In this adventure, Ryan Gosling leads a cast supported by performances from a strong team of veteran performers and new faces, including Dave Bautista (007 Specter and Guardians of The Galaxy), Robin Wright (too many movies to enumerate), and new kids Silvia Hoecks as Luv, a replicant working as the right-hand woman of the new Tyrell megalomaniac, portrayed very briefly by Jared Leto (Suicide Squad and The Dallas Buyers Club). Hoecks does a super cool job as the central villain of this movie, an evil Rachel who actually steps in and becomes a more dangerous Tyrell, with all the advantages that the corporation gives her.
Both Leto and Harrison Ford (returning as Deckard) have very short “cameo” performances yet add heft and much needed extra dimension to the film.
Blade Runner 2049 spins its events around a mysterious discovery that officer K (Gosling) uncovers that of made public could result in a critical meltdown in the new society of humans and Nexus 6/8 Replicants.
The new movie, more so than the original Blade Runner, relies more on the visual strength of the medium is placing the viewer in this nightmarish world that is soon to be upon us, than it does on dialogue and well-crafted storyline. The feel of a detective story, of pulp science fiction and noir crime drama are barely perceptible in this film, although they were far more pronounced in the 1982 film.
What made the original Blade Runner so stunning and a cult classic is that it did not aspire to be a great science fiction movie that tells us the future and did not pretend to hold all the answers.
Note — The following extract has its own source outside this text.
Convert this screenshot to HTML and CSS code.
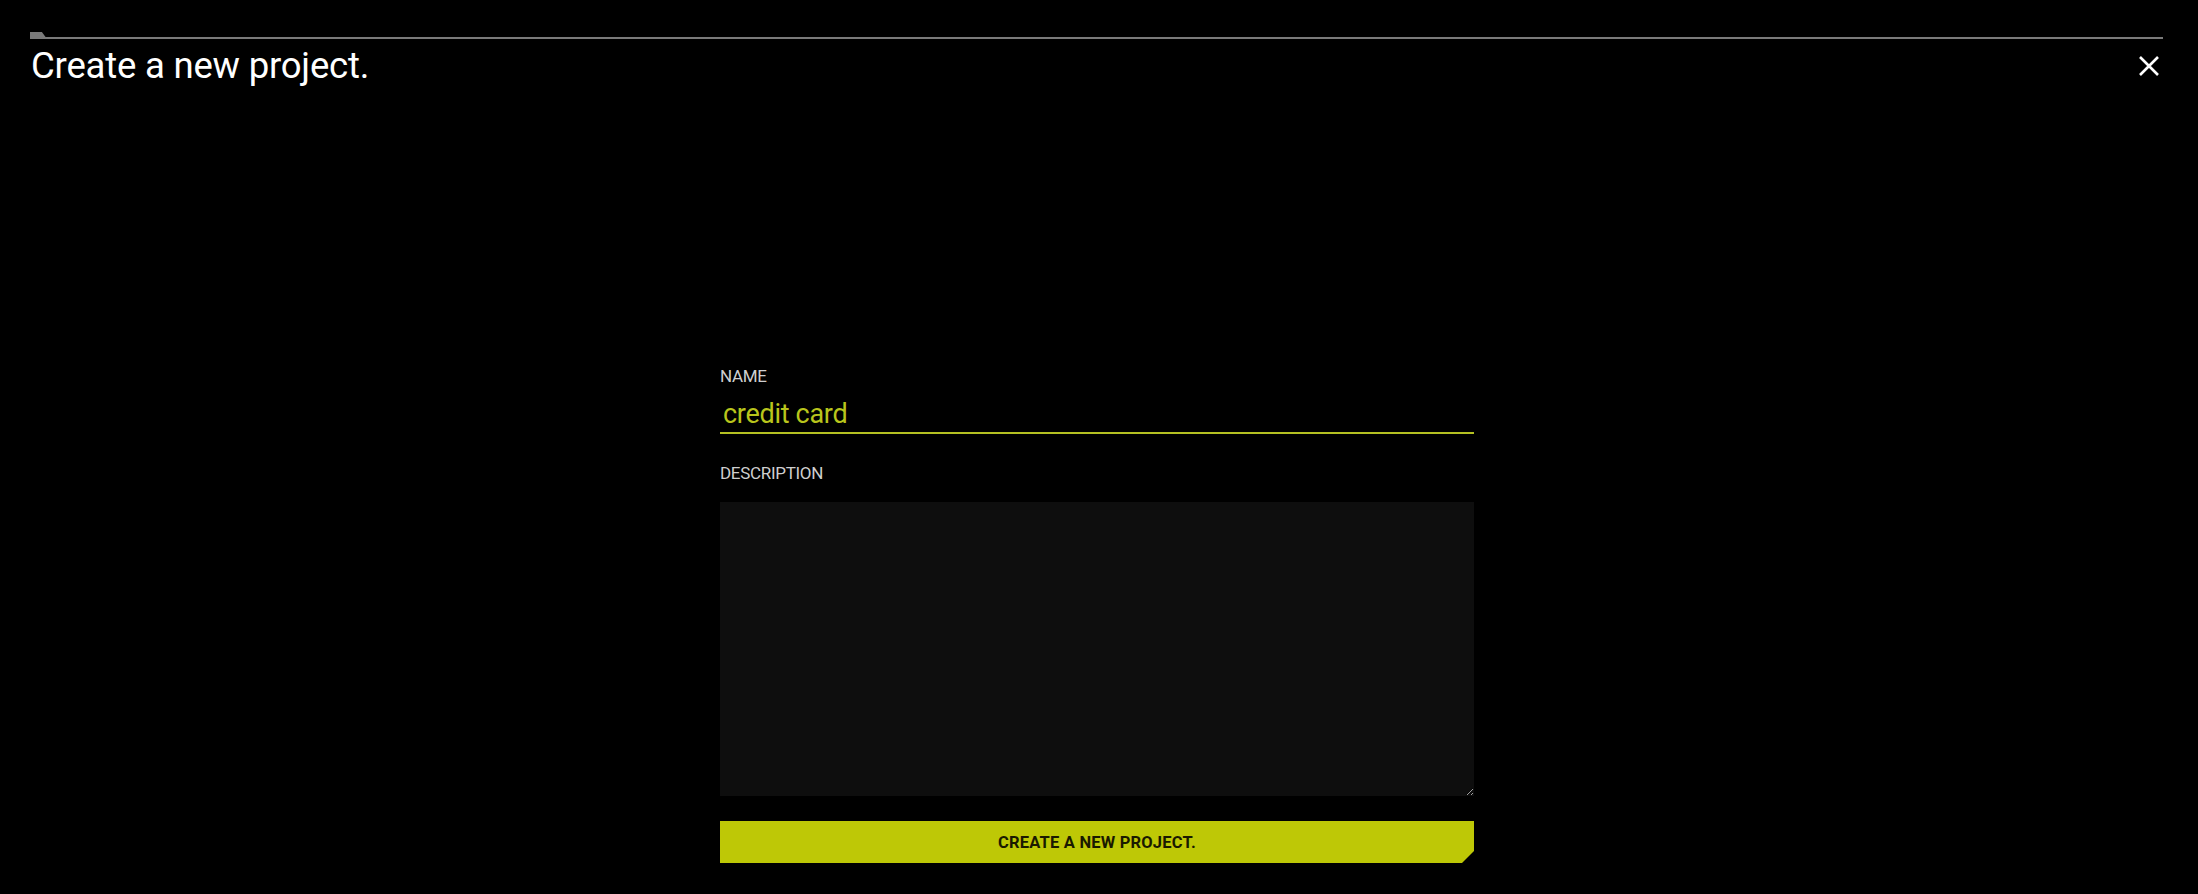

Blade Runner was a small crime thriller movie in the genre of LA Confidential set against a breathtaking panorama in the future, the personal story of a detective who was treading life without much zest for it when things begin to take a wrong, or right turn, for him.
In a sense Blade Runner 2049 continues this thread but the emphasis on the overall landscape and environment ties into modern filmmaking trends and the personal story is less polished than the incredible slow ride into the new world we are invited to explore, after some fashion this movie has much fewer action and more cerebral 2001 A Space Odyssey texture to it.
If you are seeking a more adult and just incredibly powerful expression and exposition of cinematic prowess and technical wizardry woven in the form of a science fiction mystery adventure, Blade Runner 2049 is definitely your bet for a great treat at the movies.